All of the lines below are to be printed again exactly; images are excluded from the output.
..........
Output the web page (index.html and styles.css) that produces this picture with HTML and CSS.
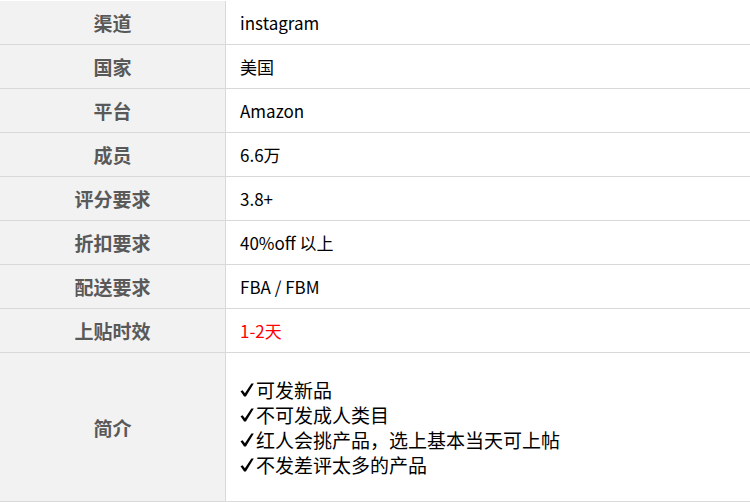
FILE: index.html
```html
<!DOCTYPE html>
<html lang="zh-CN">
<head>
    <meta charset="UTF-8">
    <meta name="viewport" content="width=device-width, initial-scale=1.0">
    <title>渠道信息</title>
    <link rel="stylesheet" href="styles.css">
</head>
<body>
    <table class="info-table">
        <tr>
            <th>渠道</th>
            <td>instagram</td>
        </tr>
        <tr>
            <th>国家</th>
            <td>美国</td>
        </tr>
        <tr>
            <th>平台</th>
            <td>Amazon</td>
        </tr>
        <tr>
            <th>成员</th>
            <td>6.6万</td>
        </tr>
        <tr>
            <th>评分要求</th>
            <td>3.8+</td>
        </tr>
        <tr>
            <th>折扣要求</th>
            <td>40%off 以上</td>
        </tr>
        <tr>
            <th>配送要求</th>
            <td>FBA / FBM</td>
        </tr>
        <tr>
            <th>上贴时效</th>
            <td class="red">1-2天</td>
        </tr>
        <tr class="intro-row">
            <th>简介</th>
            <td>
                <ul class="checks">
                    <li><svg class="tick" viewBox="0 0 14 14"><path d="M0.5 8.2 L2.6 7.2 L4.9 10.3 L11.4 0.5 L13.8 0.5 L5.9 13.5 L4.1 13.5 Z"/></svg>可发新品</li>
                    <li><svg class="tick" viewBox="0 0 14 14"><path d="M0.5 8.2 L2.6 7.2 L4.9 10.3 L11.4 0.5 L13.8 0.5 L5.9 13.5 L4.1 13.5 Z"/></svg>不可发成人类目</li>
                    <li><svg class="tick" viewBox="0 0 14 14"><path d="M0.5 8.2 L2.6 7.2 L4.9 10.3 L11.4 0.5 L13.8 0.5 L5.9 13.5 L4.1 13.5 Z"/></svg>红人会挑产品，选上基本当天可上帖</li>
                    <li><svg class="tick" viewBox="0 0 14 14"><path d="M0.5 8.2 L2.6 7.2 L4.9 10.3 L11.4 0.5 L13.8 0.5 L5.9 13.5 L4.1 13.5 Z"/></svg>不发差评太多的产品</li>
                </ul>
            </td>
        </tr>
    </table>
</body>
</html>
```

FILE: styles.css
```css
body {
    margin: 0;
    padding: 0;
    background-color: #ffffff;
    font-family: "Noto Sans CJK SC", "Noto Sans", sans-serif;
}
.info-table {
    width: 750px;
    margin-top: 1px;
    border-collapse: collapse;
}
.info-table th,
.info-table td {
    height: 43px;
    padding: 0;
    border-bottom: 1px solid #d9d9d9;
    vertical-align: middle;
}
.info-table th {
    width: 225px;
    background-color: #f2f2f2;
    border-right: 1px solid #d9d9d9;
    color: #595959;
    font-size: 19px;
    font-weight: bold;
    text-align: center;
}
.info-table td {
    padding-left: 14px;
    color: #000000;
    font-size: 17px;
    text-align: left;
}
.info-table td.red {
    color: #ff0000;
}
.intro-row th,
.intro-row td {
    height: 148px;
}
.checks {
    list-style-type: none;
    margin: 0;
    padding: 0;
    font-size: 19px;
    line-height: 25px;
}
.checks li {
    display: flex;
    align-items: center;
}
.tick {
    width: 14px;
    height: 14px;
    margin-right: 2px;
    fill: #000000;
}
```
..........
▶ **Complete answer**:
Output the web page (index.html and styles.css) that produces this picture with HTML and CSS.
FILE: index.html
```html
<!DOCTYPE html>
<html lang="zh-CN">
<head>
    <meta charset="UTF-8">
    <meta name="viewport" content="width=device-width, initial-scale=1.0">
    <title>渠道信息</title>
    <link rel="stylesheet" href="styles.css">
</head>
<body>
    <table class="info-table">
        <tr>
            <th>渠道</th>
            <td>instagram</td>
        </tr>
        <tr>
            <th>国家</th>
            <td>美国</td>
        </tr>
        <tr>
            <th>平台</th>
            <td>Amazon</td>
        </tr>
        <tr>
            <th>成员</th>
            <td>6.6万</td>
        </tr>
        <tr>
            <th>评分要求</th>
            <td>3.8+</td>
        </tr>
        <tr>
            <th>折扣要求</th>
            <td>40%off 以上</td>
        </tr>
        <tr>
            <th>配送要求</th>
            <td>FBA / FBM</td>
        </tr>
        <tr>
            <th>上贴时效</th>
            <td class="red">1-2天</td>
        </tr>
        <tr class="intro-row">
            <th>简介</th>
            <td>
                <ul class="checks">
                    <li><svg class="tick" viewBox="0 0 14 14"><path d="M0.5 8.2 L2.6 7.2 L4.9 10.3 L11.4 0.5 L13.8 0.5 L5.9 13.5 L4.1 13.5 Z"/></svg>可发新品</li>
                    <li><svg class="tick" viewBox="0 0 14 14"><path d="M0.5 8.2 L2.6 7.2 L4.9 10.3 L11.4 0.5 L13.8 0.5 L5.9 13.5 L4.1 13.5 Z"/></svg>不可发成人类目</li>
                    <li><svg class="tick" viewBox="0 0 14 14"><path d="M0.5 8.2 L2.6 7.2 L4.9 10.3 L11.4 0.5 L13.8 0.5 L5.9 13.5 L4.1 13.5 Z"/></svg>红人会挑产品，选上基本当天可上帖</li>
                    <li><svg class="tick" viewBox="0 0 14 14"><path d="M0.5 8.2 L2.6 7.2 L4.9 10.3 L11.4 0.5 L13.8 0.5 L5.9 13.5 L4.1 13.5 Z"/></svg>不发差评太多的产品</li>
                </ul>
            </td>
        </tr>
    </table>
</body>
</html>
```

FILE: styles.css
```css
body {
    margin: 0;
    padding: 0;
    background-color: #ffffff;
    font-family: "Noto Sans CJK SC", "Noto Sans", sans-serif;
}
.info-table {
    width: 750px;
    margin-top: 1px;
    border-collapse: collapse;
}
.info-table th,
.info-table td {
    height: 43px;
    padding: 0;
    border-bottom: 1px solid #d9d9d9;
    vertical-align: middle;
}
.info-table th {
    width: 225px;
    background-color: #f2f2f2;
    border-right: 1px solid #d9d9d9;
    color: #595959;
    font-size: 19px;
    font-weight: bold;
    text-align: center;
}
.info-table td {
    padding-left: 14px;
    color: #000000;
    font-size: 17px;
    text-align: left;
}
.info-table td.red {
    color: #ff0000;
}
.intro-row th,
.intro-row td {
    height: 148px;
}
.checks {
    list-style-type: none;
    margin: 0;
    padding: 0;
    font-size: 19px;
    line-height: 25px;
}
.checks li {
    display: flex;
    align-items: center;
}
.tick {
    width: 14px;
    height: 14px;
    margin-right: 2px;
    fill: #000000;
}
```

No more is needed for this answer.